One of the first things I noticed when I went plant-based was the excess in the grocery stores. Food that wasn't food, rows and rows of vegetables and fruit, which would likely end up in the garbage, and isles of food all competing for your attention. And, so much of the food in the grocery store doesn't encourage healthy eating. The excess became bothersome to me, and I wanted no part. We started simplifying our food choices and creating menus, which naturally caused us to waste less.  


The next place I noticed excess was in my home: 2 sets of mixing bowls, a closet full of clothes, shoes and jackets I didn't wear, dishes I never used, excess food storage, buckets of decorations and ornaments for every occasion, and lots of things that I didn't use or need or could do with much less of.  


I've spent so much money on things that didn't serve me or the life I wanted to create.


I started seeing the items in my home with new eyes, making decisions on what I needed and what I could easily do without. I sold or donated things I didn't need. I reduced the variety of spices, food, and items. My home became more manageable to clean, easier to cook, and less cluttered.

Living in a decluttered environment allows me more time to pursue hobbies, activities, time with people I care for, and whatever else I would rather do than manage clutter. It's faster and more efficient to clean, and I enjoy my space; it has things I love, not what I don't, and I am content with less.


Decluttering my diet and home and moving toward minimalism has been a process. I wouldn't call myself a minimalist yet, but I've come a long way, and I'm moving in the right direction. The best thing is that I feel pretty content living a simpler life.

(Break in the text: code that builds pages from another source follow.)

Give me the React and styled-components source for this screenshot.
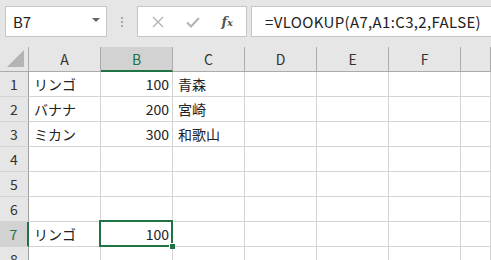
import React from 'react'
import styled, { createGlobalStyle, css } from 'styled-components'

const GREEN = '#217346'
const FONT = `"Noto Sans CJK JP", "Noto Sans", sans-serif`

const columns = ['A', 'B', 'C', 'D', 'E', 'F']

const data = {
  1: { A: 'リンゴ', B: '100', C: '青森' },
  2: { A: 'バナナ', B: '200', C: '宮崎' },
  3: { A: 'ミカン', B: '300', C: '和歌山' },
  7: { A: 'リンゴ', B: '100' },
}

const rows = [1, 2, 3, 4, 5, 6, 7, 8]
const numeric = { B: true }
const active = { row: 7, col: 'B' }

const App = () => {
  return (
    <Window>
      <GlobalStyle />
      <Toolbar>
        <NameBox>
          <span>B7</span>
          <DropArrow />
        </NameBox>
        <Grip>
          <i />
          <i />
          <i />
        </Grip>
        <FxButtons>
          <svg width="12" height="12" viewBox="0 0 12 12">
            <path d="M1 1 L11 11 M11 1 L1 11" stroke="#b4b4b4" strokeWidth="1.4" fill="none" />
          </svg>
          <svg width="14" height="12" viewBox="0 0 14 12">
            <path d="M1 6.5 L5 10.5 L13 2" stroke="#b4b4b4" strokeWidth="2" fill="none" />
          </svg>
          <FxLabel>
            <i>f</i>
            <small>x</small>
          </FxLabel>
        </FxButtons>
        <FormulaInput>=VLOOKUP(A7,A1:C3,2,FALSE)</FormulaInput>
      </Toolbar>

      <Sheet>
        <Corner>
          <CornerTriangle />
        </Corner>
        {columns.map((c) => (
          <ColHeader key={c} selected={c === active.col}>
            {c}
          </ColHeader>
        ))}
        <ColHeader />

        {rows.map((r) => (
          <React.Fragment key={r}>
            <RowHeader selected={r === active.row}>{r}</RowHeader>
            {columns.map((c) => (
              <Cell
                key={c}
                numeric={numeric[c]}
                active={r === active.row && c === active.col}
              >
                {data[r] && data[r][c]}
              </Cell>
            ))}
            <Cell />
          </React.Fragment>
        ))}
      </Sheet>
    </Window>
  )
}

export default App

const GlobalStyle = createGlobalStyle`
  html, body {
    margin: 0;
    padding: 0;
    background: #fff;
    overflow: hidden;
  }
`

const Window = styled.div`
  width: 491px;
  height: 260px;
  overflow: hidden;
  font-family: ${FONT};
  color: #222;
`

const Toolbar = styled.div`
  height: 47px;
  box-sizing: border-box;
  background: #e6e6e6;
  display: flex;
  align-items: flex-start;
  padding: 6px 0 0 5px;
`

const NameBox = styled.div`
  width: 102px;
  height: 31px;
  box-sizing: border-box;
  background: #fff;
  border: 1px solid #c6c6c6;
  display: flex;
  align-items: center;
  justify-content: space-between;
  padding: 0 6px 0 7px;
  font-size: 15px;
  color: #222;
`

const DropArrow = styled.span`
  width: 0;
  height: 0;
  border-left: 4px solid transparent;
  border-right: 4px solid transparent;
  border-top: 4px solid #666;
  margin-top: -4px;
`

const Grip = styled.div`
  width: 30px;
  height: 31px;
  display: flex;
  flex-direction: column;
  align-items: center;
  justify-content: center;
  gap: 2px;

  i {
    display: block;
    width: 2px;
    height: 2px;
    background: #a8a8a8;
  }
`

const FxButtons = styled.div`
  width: 110px;
  height: 31px;
  box-sizing: border-box;
  background: #fff;
  border: 1px solid #c6c6c6;
  display: flex;
  align-items: center;
  justify-content: space-between;
  padding: 0 13px 0 14px;
`

const FxLabel = styled.span`
  font-family: "DejaVu Serif", "Liberation Serif", serif;
  font-weight: bold;
  color: #555;
  font-size: 13px;
  display: flex;
  align-items: baseline;

  i {
    font-style: italic;
  }
  small {
    font-style: italic;
    font-size: 10px;
  }
`

const FormulaInput = styled.div`
  flex: 1;
  height: 31px;
  box-sizing: border-box;
  margin-left: 4px;
  background: #fff;
  border: 1px solid #c6c6c6;
  border-right: none;
  padding: 0 0 0 13px;
  display: flex;
  align-items: center;
  font-size: 15px;
  letter-spacing: 0.35px;
  color: #222;
  white-space: nowrap;
`

const Sheet = styled.div`
  display: grid;
  grid-template-columns: 29px repeat(6, 72px) 1fr;
  grid-template-rows: 25px;
  grid-auto-rows: 25px;
`

const headerBase = css`
  box-sizing: border-box;
  background: #e6e6e6;
  display: flex;
  align-items: center;
  justify-content: center;
  font-size: 14px;
  color: #333;
`

const Corner = styled.div`
  ${headerBase};
  border-right: 1px solid #ababab;
  border-bottom: 1px solid #ababab;
  position: relative;
`

const CornerTriangle = styled.span`
  position: absolute;
  right: 4px;
  bottom: 4px;
  width: 0;
  height: 0;
  border-left: 17px solid transparent;
  border-bottom: 17px solid #b4b4b4;
`

const ColHeader = styled.div`
  ${headerBase};
  border-right: 1px solid #ababab;
  border-bottom: 1px solid #ababab;
  ${(p) =>
    p.selected &&
    css`
      background: #d2d2d2;
      color: ${GREEN};
      border-bottom: 2px solid ${GREEN};
    `}
`

const RowHeader = styled.div`
  ${headerBase};
  border-right: 1px solid #9e9e9e;
  border-bottom: 1px solid #d4d4d4;
  ${(p) =>
    p.selected &&
    css`
      background: #d2d2d2;
      color: ${GREEN};
      border-right: 2px solid ${GREEN};
    `}
`

const Cell = styled.div`
  box-sizing: border-box;
  border-right: 1px solid #d4d4d4;
  border-bottom: 1px solid #d4d4d4;
  padding: 0 3px 0 5px;
  font-size: 14px;
  color: #222;
  display: flex;
  align-items: center;
  justify-content: ${(p) => (p.numeric ? 'flex-end' : 'flex-start')};
  white-space: nowrap;
  position: relative;

  ${(p) =>
    p.active &&
    css`
      &::after {
        content: '';
        position: absolute;
        top: -2px;
        left: -2px;
        right: -1px;
        bottom: -1px;
        border: 2px solid ${GREEN};
        z-index: 1;
      }
      &::before {
        content: '';
        position: absolute;
        right: -3px;
        bottom: -3px;
        width: 5px;
        height: 5px;
        background: ${GREEN};
        border-left: 1px solid #fff;
        border-top: 1px solid #fff;
        z-index: 2;
      }
    `}
`
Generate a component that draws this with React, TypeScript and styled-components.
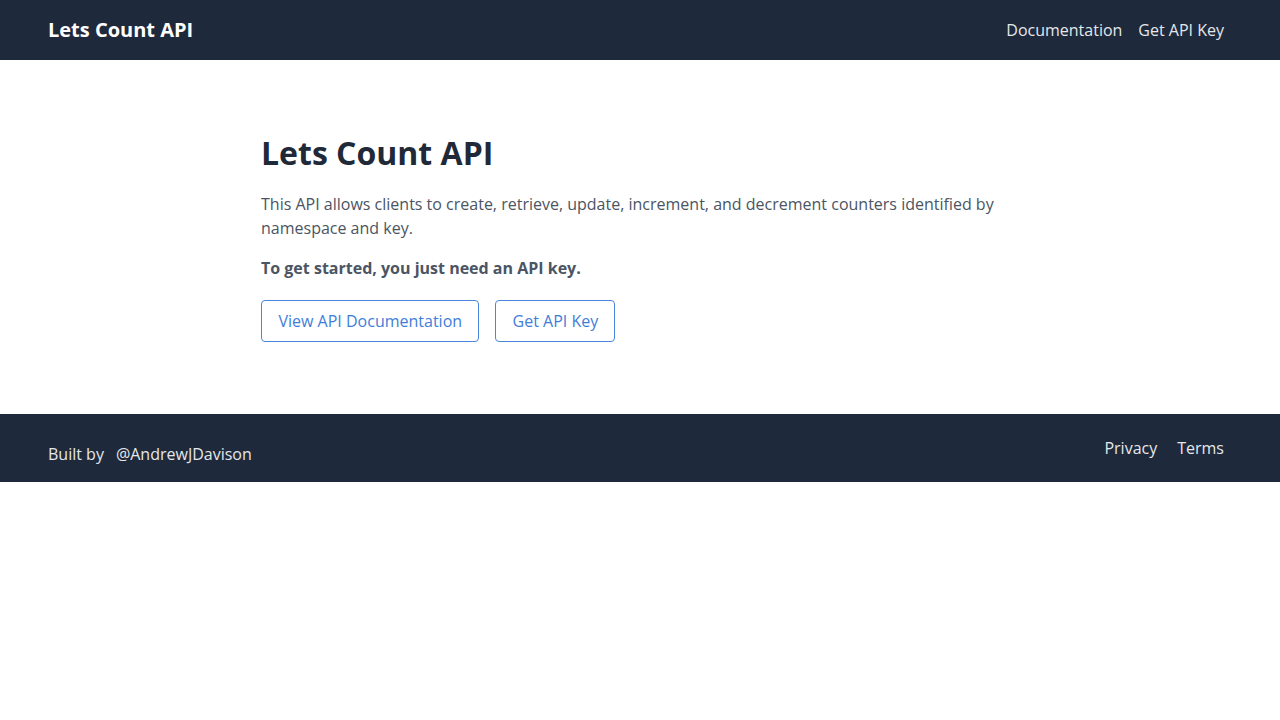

You don't have to have it all figured out to begin, and you don't have to be perfect at it. You only need to start. I suggest you work to declutter one space at a time.


Greg McKeown of Essentialism says,  "What if society stopped telling us to buy more stuff and instead allowed us to create more space to breathe and think?"  

You can tell yourself to stop buying more stuff even if society doesn't. The rewards are more than you can imagine at this moment.